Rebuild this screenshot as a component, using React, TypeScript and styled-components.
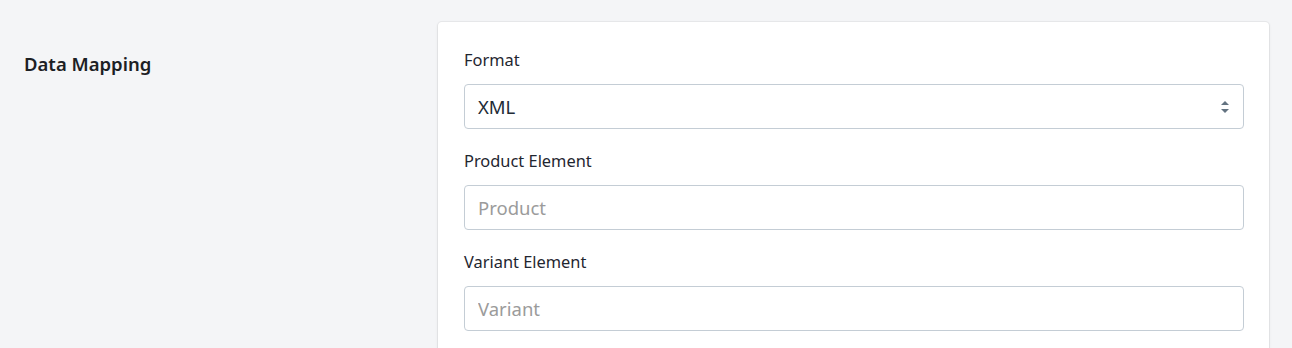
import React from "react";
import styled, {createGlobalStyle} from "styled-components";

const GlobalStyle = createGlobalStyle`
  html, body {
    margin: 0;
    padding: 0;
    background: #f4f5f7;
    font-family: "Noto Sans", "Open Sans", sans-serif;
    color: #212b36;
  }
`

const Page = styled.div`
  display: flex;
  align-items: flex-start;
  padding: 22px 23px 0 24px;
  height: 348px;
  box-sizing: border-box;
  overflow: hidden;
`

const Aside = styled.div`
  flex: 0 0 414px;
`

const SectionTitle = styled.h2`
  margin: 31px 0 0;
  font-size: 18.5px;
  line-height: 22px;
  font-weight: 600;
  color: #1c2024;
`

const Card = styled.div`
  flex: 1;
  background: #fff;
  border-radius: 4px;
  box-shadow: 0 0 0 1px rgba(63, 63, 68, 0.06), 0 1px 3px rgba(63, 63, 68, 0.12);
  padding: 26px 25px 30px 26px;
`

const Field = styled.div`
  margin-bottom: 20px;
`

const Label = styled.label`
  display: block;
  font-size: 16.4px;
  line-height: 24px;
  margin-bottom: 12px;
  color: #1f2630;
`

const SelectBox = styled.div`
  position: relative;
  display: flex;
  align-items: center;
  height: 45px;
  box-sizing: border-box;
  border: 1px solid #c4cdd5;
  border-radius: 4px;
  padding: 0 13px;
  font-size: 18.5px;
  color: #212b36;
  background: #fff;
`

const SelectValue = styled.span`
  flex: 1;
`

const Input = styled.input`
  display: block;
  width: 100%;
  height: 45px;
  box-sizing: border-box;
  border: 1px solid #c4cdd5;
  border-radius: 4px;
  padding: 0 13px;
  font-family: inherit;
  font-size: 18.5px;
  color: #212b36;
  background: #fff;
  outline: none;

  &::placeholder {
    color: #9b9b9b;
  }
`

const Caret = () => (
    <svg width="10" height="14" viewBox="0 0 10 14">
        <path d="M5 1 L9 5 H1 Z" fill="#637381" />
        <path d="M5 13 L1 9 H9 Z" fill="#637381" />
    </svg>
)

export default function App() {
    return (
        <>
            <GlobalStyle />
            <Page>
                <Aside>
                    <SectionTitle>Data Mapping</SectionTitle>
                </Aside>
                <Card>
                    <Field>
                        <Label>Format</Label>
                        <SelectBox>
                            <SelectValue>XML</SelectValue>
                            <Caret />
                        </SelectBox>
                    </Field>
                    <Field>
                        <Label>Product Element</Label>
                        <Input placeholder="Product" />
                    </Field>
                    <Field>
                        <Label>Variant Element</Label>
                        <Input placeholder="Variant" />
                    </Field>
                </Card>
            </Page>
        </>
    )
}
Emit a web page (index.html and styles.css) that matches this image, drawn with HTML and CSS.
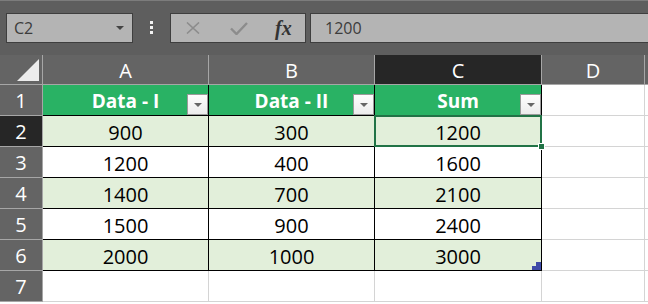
★ ★ ★
- **WHAT TO WORK ON**: Make an exact copy of the records above, with the pictures left out.

- **FINISHED ANSWER**:
Rebuild this screenshot as a component, using React, TypeScript and styled-components.
import React from "react";
import styled, {createGlobalStyle} from "styled-components";

const GlobalStyle = createGlobalStyle`
  html, body {
    margin: 0;
    padding: 0;
    background: #f4f5f7;
    font-family: "Noto Sans", "Open Sans", sans-serif;
    color: #212b36;
  }
`

const Page = styled.div`
  display: flex;
  align-items: flex-start;
  padding: 22px 23px 0 24px;
  height: 348px;
  box-sizing: border-box;
  overflow: hidden;
`

const Aside = styled.div`
  flex: 0 0 414px;
`

const SectionTitle = styled.h2`
  margin: 31px 0 0;
  font-size: 18.5px;
  line-height: 22px;
  font-weight: 600;
  color: #1c2024;
`

const Card = styled.div`
  flex: 1;
  background: #fff;
  border-radius: 4px;
  box-shadow: 0 0 0 1px rgba(63, 63, 68, 0.06), 0 1px 3px rgba(63, 63, 68, 0.12);
  padding: 26px 25px 30px 26px;
`

const Field = styled.div`
  margin-bottom: 20px;
`

const Label = styled.label`
  display: block;
  font-size: 16.4px;
  line-height: 24px;
  margin-bottom: 12px;
  color: #1f2630;
`

const SelectBox = styled.div`
  position: relative;
  display: flex;
  align-items: center;
  height: 45px;
  box-sizing: border-box;
  border: 1px solid #c4cdd5;
  border-radius: 4px;
  padding: 0 13px;
  font-size: 18.5px;
  color: #212b36;
  background: #fff;
`

const SelectValue = styled.span`
  flex: 1;
`

const Input = styled.input`
  display: block;
  width: 100%;
  height: 45px;
  box-sizing: border-box;
  border: 1px solid #c4cdd5;
  border-radius: 4px;
  padding: 0 13px;
  font-family: inherit;
  font-size: 18.5px;
  color: #212b36;
  background: #fff;
  outline: none;

  &::placeholder {
    color: #9b9b9b;
  }
`

const Caret = () => (
    <svg width="10" height="14" viewBox="0 0 10 14">
        <path d="M5 1 L9 5 H1 Z" fill="#637381" />
        <path d="M5 13 L1 9 H9 Z" fill="#637381" />
    </svg>
)

export default function App() {
    return (
        <>
            <GlobalStyle />
            <Page>
                <Aside>
                    <SectionTitle>Data Mapping</SectionTitle>
                </Aside>
                <Card>
                    <Field>
                        <Label>Format</Label>
                        <SelectBox>
                            <SelectValue>XML</SelectValue>
                            <Caret />
                        </SelectBox>
                    </Field>
                    <Field>
                        <Label>Product Element</Label>
                        <Input placeholder="Product" />
                    </Field>
                    <Field>
                        <Label>Variant Element</Label>
                        <Input placeholder="Variant" />
                    </Field>
                </Card>
            </Page>
        </>
    )
}
Emit a web page (index.html and styles.css) that matches this image, drawn with HTML and CSS.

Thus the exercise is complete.